Re: AWS RDS PostgreSQL CPU Spiking to 100%

Jeff Janes <jeff.janes@xxxxxxxxx> · Tue, 8 Sep 2020 12:05:24 -0400

On Tue, Sep 8, 2020 at 9:33 AM aditya desai <admad123@xxxxxxxxx> wrote:
Hi,We have an application where one of the APIs calling queries(attached) is spiking the CPU to 100% during load testing.
However, queries are making use of indexes(Bitmap Index and Bitmap Heap scan though). 

The CPU is there to be used.  Anything will use 100% of the CPU unless it runs into some other bottleneck first.

These queries are being called thousands of times. 

Over what time period?  At what concurrency level?

Application team says they have handled connection pooling from the Application side.

Did they do it correctly?  Are you seeing a lot of connections churning through?

1. Does DB need more CPU considering this kind of load? 

Is it currently running fast enough, or does it need to be faster?

2. Can the query be tuned further?

The query you show can't possibly generate the plan you show, so there is no way to know that.

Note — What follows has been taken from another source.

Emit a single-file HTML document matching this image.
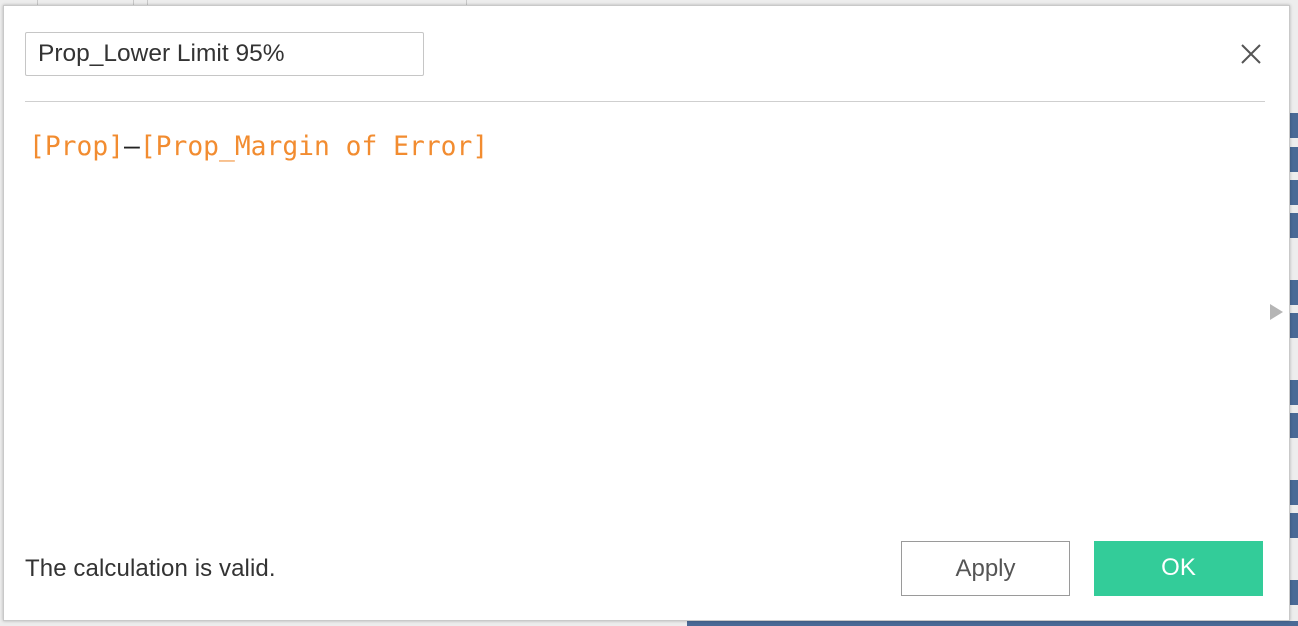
<!DOCTYPE html>
<html><head><style>
body{margin:0;width:1298px;height:626px;background:#ededed;position:relative;overflow:hidden;font-family:"Liberation Sans",sans-serif}
.vl{position:absolute;top:0;height:6px;width:1px;background:#c8c8c8}
.bar{position:absolute;left:1290px;width:8px;height:25px;background:#4a6a96}
.dlg{position:absolute;left:3px;top:5px;width:1285px;height:614px;background:#fff;border:1px solid #c9c9c9;box-shadow:0 0 3px rgba(0,0,0,.25)}
.inp{position:absolute;left:21px;top:26px;border:1px solid #c6c6c6;border-radius:2px;font-size:24.5px;color:#333;line-height:42px;padding-left:12px;box-sizing:border-box;width:399px;height:44px}
.sep{position:absolute;left:21px;top:95px;width:1240px;height:1px;background:#cfcfcf}
.f{position:absolute;left:25px;top:126px;font-family:"DejaVu Sans Mono","Liberation Mono",monospace;font-size:26.3px;color:#f28c30;white-space:pre}
.f b{color:#222;font-weight:normal}
.msg{position:absolute;left:21px;top:549px;font-size:24px;color:#333;letter-spacing:0.1px}
.btn{position:absolute;top:535px;width:169px;height:55px;box-sizing:border-box;font-size:24px;text-align:center;line-height:53px}
</style></head><body>
<div class="vl" style="left:37px"></div><div class="vl" style="left:133px"></div><div class="vl" style="left:147px"></div><div class="vl" style="left:466px"></div>
<div class="bar" style="top:113px"></div><div class="bar" style="top:147px"></div><div class="bar" style="top:180px"></div><div class="bar" style="top:213px"></div><div class="bar" style="top:280px"></div><div class="bar" style="top:313px"></div><div class="bar" style="top:380px"></div><div class="bar" style="top:413px"></div><div class="bar" style="top:480px"></div><div class="bar" style="top:513px"></div><div class="bar" style="top:580px"></div>
<div style="position:absolute;left:687px;top:621px;width:611px;height:5px;background:#4a6a96"></div>
<div class="dlg">
<div class="inp">Prop_Lower Limit 95%</div>
<svg style="position:absolute;left:1236px;top:37px" width="22" height="22"><path d="M2 2L20 20M20 2L2 20" stroke="#555" stroke-width="2"/></svg>
<div class="sep"></div>
<div class="f">[Prop]<b>–</b>[Prop_Margin of Error]</div>
<svg style="position:absolute;left:1266px;top:298px" width="14" height="18"><path d="M0 0L13 8L0 16Z" fill="#b5b5b5"/></svg>
<div class="msg">The calculation is valid.</div>
<div class="btn" style="left:897px;border:1px solid #9a9a9a;color:#555">Apply</div>
<div class="btn" style="left:1090px;background:#33cc99;color:#fff">OK</div>
</div>
</body></html>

3. Will connection pooling resolve the CPU Spike issues?

Not if the app-side pooling was done correctly.

Also pasting Query and plans below.

----------------------exampleCount 1. Without internalexamplecode-----------------------

lmp_examples=> explain analyze with exampleCount as ( select examplestatuscode from example j where 1=1 and j.countrycode = 'AD'   and j.facilitycode in ('ABCD') and j.internalexamplecode in ('005','006','007','005') and ((j.examplestartdatetime  between '2020-05-18 00:00:00' and '2020-08-19 00:00:00' ) or j.examplestartdatetime IS NULL )  group by j.examplestatuscode)
lmp_examples-> select js.examplestatuscode,COALESCE(count(*),0) stat_count from exampleCount jc right outer join examplestatus js on jc.examplestatuscode=js.examplestatuscode group by js.examplestatuscode ;
                                                                                                                                                                                 QUERY PLAN                                                                                                                                                     
----------------------------------------------------------------------------------------------------------------------------------------------------------------------------------------------------------------------------------------------------------------------------------------------------------------------------------------------------------------------------
 HashAggregate  (cost=79353.80..79353.89 rows=9 width=12) (actual time=88.847..88.850 rows=9 loops=1)
   Group Key: js.examplestatuscode
   CTE examplecount
     ->  HashAggregate  (cost=79352.42..79352.46 rows=4 width=4) (actual time=88.803..88.805 rows=5 loops=1)
           Group Key: j.examplestatuscode
           ->  Bitmap Heap Scan on example j  (cost=1547.81..79251.08 rows=40538 width=4) (actual time=18.424..69.658 rows=62851 loops=1)
                 Recheck Cond: ((((countrycode)::text = 'AD'::text) AND ((facilitycode)::text = 'ABCD'::text) AND ((internalexamplecode)::text = ANY ('{005,006,007,005}'::text[])) AND (examplestartdatetime >= '2020-05-18 00:00:00'::timestamp without time zone) AND (examplestartdatetime <= '2020-08-19 00:00:00'::timestamp without time zone)) OR (examplestartdatetime IS NULL))

Note that the parenthesization of the OR condition is different between the recheck, and the query itself.  So I think that either the query or the plan has not been presented accurately.  Please double check them.

Also, what version of PostgreSQL are you using?  In v12, the CTE gets optimized away entirely.

Cheers,

Jeff